The surprises here are that Jane is even weirder than we expected. Being an immoral killer is one thing, but being an immoral killer who hears voices is a bit of a different proposition. It changes the terms. Jane can’t be reasoned with, bribed, blackmailed, or even understood on the level of a normal, functioning adult. She’s a killer to her very core, and her only ambition is to fulfil that mandate at every given opportunity. And she delights in doing it. You can see it in how she always chooses the nuttier option in any given situation.

This, flashbacks reveal, is a longstanding thing. There’s a brief aside for her spy training at the Farm – that’s the CIA training ground, I believe – that sees her becoming dangerously obsessed with a well-meaning mentor who is overlooked for a promotion in favour of a male colleague. Jane interprets a comment about the man’s penis being the reason – a not-uncommon summarisation of institutional sexism – a little too literally, and decides to remove the offending member to fast-track her meditative pal’s career. This is crazy enough, but she also presents the penis in a gift bag, seemingly earnestly. That’s more than a few sandwiches short of a picnic.

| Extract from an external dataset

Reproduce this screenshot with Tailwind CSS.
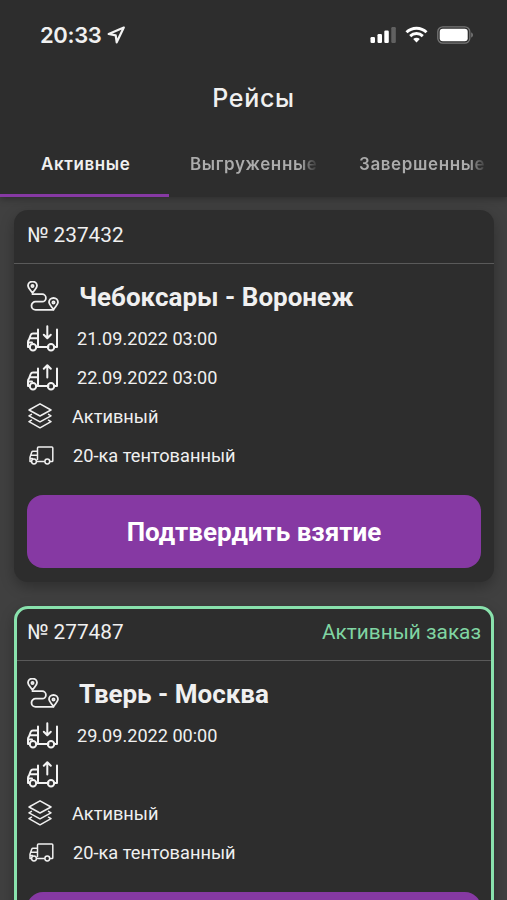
<!DOCTYPE html>
<html lang="ru">
<head>
<meta charset="utf-8">
<title>Рейсы</title>
<script src="https://cdn.jsdelivr.net/npm/@tailwindcss/browser@4"></script>
</head>
<body class="bg-[#404040]">
<svg class="hidden">
  <symbol id="route" viewBox="0 0 32 30"><g fill="none" stroke="#f0f0f0" stroke-width="1.800" stroke-linejoin="round" stroke-linecap="round"><path d="M5.500 12C3 8.500 1 7 1 4.800a4.500 4.300 0 0 1 9 0C10 7 8 8.500 5.500 12Z"/><circle cx="5.500" cy="5" r="1.100"/><path d="M26.500 28.500C24 25 22 23.500 22 21.300a4.500 4.300 0 0 1 9 0C31 23.500 29 25 26.500 28.500Z"/><circle cx="26.500" cy="21.500" r="1.100"/><path d="M5.500 13.200H15.200a3.700 3.700 0 0 1 0 7.400H8.600a4.100 4.100 0 0 0 0 8.200H26.500"/></g></symbol>
  <symbol id="load" viewBox="0 0 32 27"><g fill="none" stroke="#f3f3f3" stroke-width="2" stroke-linejoin="round" stroke-linecap="round"><path d="M11 4.500V20.500M11 8.500H6Q4.300 8.500 3.700 10L2 14.500Q1 15.500 1 17V22H2.500M3 13.300H11M1.500 17.500H5M9.500 22H21.500M27.500 22H30V4.500"/><circle cx="6" cy="22.300" r="3.200"/><circle cx="24" cy="22.300" r="3.200"/><path d="M20.300 1.200V12.500M16.800 9.700L20.300 13.200L23.800 9.700"/></g></symbol>
  <symbol id="unload" viewBox="0 0 32 27"><g fill="none" stroke="#f3f3f3" stroke-width="2" stroke-linejoin="round" stroke-linecap="round"><path d="M11 4.500V20.500M11 8.500H6Q4.300 8.500 3.700 10L2 14.500Q1 15.500 1 17V22H2.500M3 13.300H11M1.500 17.500H5M9.500 22H21.500M27.500 22H30V4.500"/><circle cx="6" cy="22.300" r="3.200"/><circle cx="24" cy="22.300" r="3.200"/><path d="M20.300 13.500V1.500M16.800 4.700L20.300 1.200L23.800 4.700"/></g></symbol>
  <symbol id="layers" viewBox="0 0 24 26"><g fill="none" stroke="#f0f0f0" stroke-width="1.500" stroke-linejoin="round" stroke-linecap="round"><path d="M12 .8L23 7L12 13L1 7Z"/><path d="M3.500 11.300L1 12.800L12 18.800L23 12.800L20.500 11.300"/><path d="M3.500 17.200L1 18.700L12 24.800L23 18.700L20.500 17.200"/></g></symbol>
  <symbol id="truck" viewBox="0 0 25 19"><g fill="none" stroke="#f0f0f0" stroke-width="1.500" stroke-linejoin="round" stroke-linecap="round"><path d="M8.500 13.500V2Q8.500 1 9.500 1H22.800Q23.800 1 23.800 2V14.700Q23.800 15.500 23 15.500H21.200M15.300 15.500H7.800M2 15.500H1V11.300L2.800 6Q3.100 5.200 4 5.200H8.500M2 9.200H8.500M1 12.400H3.500"/><circle cx="5" cy="15.500" r="2.400"/><circle cx="18.300" cy="15.500" r="2.400"/></g></symbol>
</svg>
<div class="w-[507px] h-[900px] overflow-hidden flex flex-col bg-[#404040] text-[#f0f0f0] font-['Roboto',sans-serif]">
  <header class="relative z-10 h-[197px] shrink-0 bg-[#2d2d2d] shadow-[0_2px_7px_rgba(0,0,0,0.3)] flex flex-col font-['Inter',sans-serif]">
    <div class="h-[69px] pl-[40px] pr-[34px] flex items-center">
      <span class="text-[22px] leading-[30px] font-semibold tracking-[-0.35px]">20:33</span>
      <svg class="ml-[6px] w-[19px] h-[18px]" viewBox="0 0 19 18" fill="none" stroke="#f3f3f3" stroke-width="2.200" stroke-linejoin="round"><path d="M16.800 1.500L1.700 8L8.700 9.300L9.700 16.300Z"/></svg>
      <svg class="ml-auto w-[26px] h-[18px]" viewBox="0 0 26 18"><g fill="#fff"><rect x="0.500" y="11" width="4.500" height="6" rx="1.200"/><rect x="7.500" y="8" width="4.500" height="9" rx="1.200"/><rect x="14.300" y="4.500" width="4.500" height="12.500" rx="1.200"/><rect x="21.300" y="1" width="4.500" height="16" rx="1.200" opacity=".25"/></g></svg>
      <svg class="ml-[9px] w-[23px] h-[17px]" viewBox="0 0 22 17" fill="none" stroke="#fff" stroke-width="2.900"><path d="M1 6.300C6.500.8 15.500.8 21 6.300"/><path d="M4.700 10.100C8.200 6.700 13.800 6.700 17.300 10.100"/><path d="M11 16.500L7.700 13.100C9.600 11.400 12.400 11.400 14.300 13.100Z" fill="#fff" stroke="none"/></svg>
      <svg class="ml-[9px] w-[36px] h-[18px]" viewBox="0 0 36 18"><rect x=".8" y=".8" width="32" height="16.400" rx="5" fill="none" stroke="#777" stroke-width="1.300"/><rect x="2.700" y="2.700" width="28" height="12.600" rx="3" fill="#fff"/><path d="M34.200 6.300Q36 7.200 36 9T34.200 11.700Z" fill="#777"/></svg>
    </div>
    <h1 class="h-[60px] flex items-center justify-center text-[25px] font-medium tracking-[0.7px]">Рейсы</h1>
    <nav class="flex-1 grid grid-cols-3 text-[17px] font-semibold tracking-[0.6px] whitespace-nowrap">
      <div class="border-b-[3px] border-[#8639a3] pl-[41px] pt-[22px] leading-[26px]">Активные</div>
      <div class="pl-[21px] pt-[22px] leading-[26px]"><div class="w-[129px] overflow-hidden bg-clip-text text-transparent bg-linear-to-r from-[#acacac] from-85% to-[#2d2d2d]">Выгруженные</div></div>
      <div class="pl-[21px] pt-[22px] leading-[26px]"><div class="w-[129px] overflow-hidden bg-clip-text text-transparent bg-linear-to-r from-[#acacac] from-85% to-[#2d2d2d]">Завершенные</div></div>
    </nav>
  </header>
  <main class="pt-[13px] px-[14px] w-[508px] flex flex-col gap-[24px]">
    <article class="h-[372px] shrink-0 rounded-[14px] bg-[#2d2d2d] shadow-[0_5px_14px_rgba(0,0,0,0.28)]">
      <div class="h-[54px] border-b border-[#5a5a5a] px-[13px] flex items-center justify-between text-[20.8px] pb-[1px]"><span>№ 237432</span></div>
      <div class="px-[13px] pt-[12px]">
        <div class="h-[43px] flex items-center"><svg class="w-[32px] h-[30px] mr-[20px] mb-[3px]"><use href="#route"/></svg><b class="text-[26px] font-bold">Чебоксары - Воронеж</b></div>
        <div class="h-[39px] flex items-center text-[18.1px]"><svg class="w-[32px] h-[27px] mr-[18px] mb-[1px]"><use href="#load"/></svg>21.09.2022 03:00</div>
        <div class="h-[39px] flex items-center text-[18.1px]"><svg class="w-[32px] h-[27px] mr-[18px] mb-[1px]"><use href="#unload"/></svg>22.09.2022 03:00</div>
        <div class="h-[39px] flex items-center text-[18.2px]"><svg class="w-[24px] h-[26px] ml-[1px] mr-[20px] mb-[2px]"><use href="#layers"/></svg>Активный</div>
        <div class="h-[39px] flex items-center text-[18.2px]"><svg class="w-[25px] h-[19px] ml-[2px] mr-[19px]"><use href="#truck"/></svg>20-ка тентованный</div>
        <button class="mt-[20px] block w-[454px] h-[73px] rounded-[16px] bg-[#8639a3] text-white text-[26px] font-bold pt-[2px]">Подтвердить взятие</button>
      </div>
    </article>
    <article class="h-[374px] shrink-0 rounded-[14px] border-[3px] border-[#89e2ad] bg-[#2d2d2d] shadow-[0_5px_14px_rgba(0,0,0,0.28)]">
      <div class="h-[52px] border-b border-[#5a5a5a] px-[10px] flex items-center justify-between text-[20.8px] pb-[3px]"><span>№ 277487</span><span class="text-[#80d5a2]">Активный заказ</span></div>
      <div class="px-[10px] pt-[12px]">
        <div class="h-[43px] flex items-center"><svg class="w-[32px] h-[30px] mr-[20px] mb-[3px]"><use href="#route"/></svg><b class="text-[26px] font-bold">Тверь - Москва</b></div>
        <div class="h-[39px] flex items-center text-[18.1px]"><svg class="w-[32px] h-[27px] mr-[18px] mb-[1px]"><use href="#load"/></svg>29.09.2022 00:00</div>
        <div class="h-[39px] flex items-center text-[18.1px]"><svg class="w-[32px] h-[27px] mr-[18px] mb-[1px]"><use href="#unload"/></svg></div>
        <div class="h-[39px] flex items-center text-[18.2px]"><svg class="w-[24px] h-[26px] ml-[1px] mr-[20px] mb-[2px]"><use href="#layers"/></svg>Активный</div>
        <div class="h-[39px] flex items-center text-[18.2px]"><svg class="w-[25px] h-[19px] ml-[2px] mr-[19px]"><use href="#truck"/></svg>20-ка тентованный</div>
        <button class="mt-[20px] block w-[454px] h-[73px] rounded-[16px] bg-[#8639a3]"></button>
      </div>
    </article>
  </main>
</div>
</body>
</html>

Paradise Season 2, Episode 6 returns us to the bunker for the first time since Episode 3 to remind us why all of this is a big problem – Jane has attached herself to Sinatra. And Sinatra is pulling the strings of everything. It’s a marriage of convenience, since Sinatra is openly terrified of Jane and her obvious psychopathy, but she also needs to get things done, and Jane can keep her safe. It’s the murder equivalent of a meal ticket. Jane wants to keep killing and tormenting people, and the only way she can is by keeping Sinatra in power. And Sinatra isn’t one to look a gift horse in the mouth, especially given how much suspicion is mounting around her, so she’s willing to use Jane as a tool. Thanks to the flashbacks, though, we also know that Jane is beginning to see Sinatra as a replacement for her former CIA mentor. And given the kind of gifts Jane likes to present to people she apparently likes, Sinatra may be on the hook for much more than the Nintendo Switch she gave Jane as a reward for her service thus far.

Despite being named after Jane, this episode doesn’t remain with her entirely. It also spares some time for Robinson, who has been imprisoned for the President’s murder along with Jeremy Bradford, and ultimately ends up helping him enact an escape plan from the prison camp, and it also briefly checks in with Xavier and Gary, as the former finally realizes the latter has set him up. It even ends with Xavier, his ears still ringing from the explosion that Gary tried to kill him with, reuniting with Teri, but we fade to black before we see how that goes, which is annoying.

That’s a point, to be fair. If I had to nitpick – and, of course, I do – I probably wouldn’t have wedged the Xavier stuff in here. After the previous episode benefited so much from the singular focus, a full hour set in the bunker would have likely helped to build anticipation for our eventual return to the outside world. But beggars can’t be choosers. And besides, Jane even ventures into the outside world briefly to invite Link and a few of his men to a private meeting with Sinatra, but, again, that’s a matter for another episode.

“Jane” isn’t the kind of firing-on-all-cylinders episode that Paradise has been capable of in Season 2, not emotionally – as with the gut-punch of Episode 4 – or even narratively, like last week’s tightly-orchestrated chapter. But it is a reminder that this show still has the capacity to surprise in unusual ways, this time by refusing to add too much depth or nuance to Jane despite that depth and nuance being the selling point of the story more often than not. She’s an uncomplicated, irredeemable villain who has now maneuvered herself right into the middle of the drama. I wonder what she’ll do next?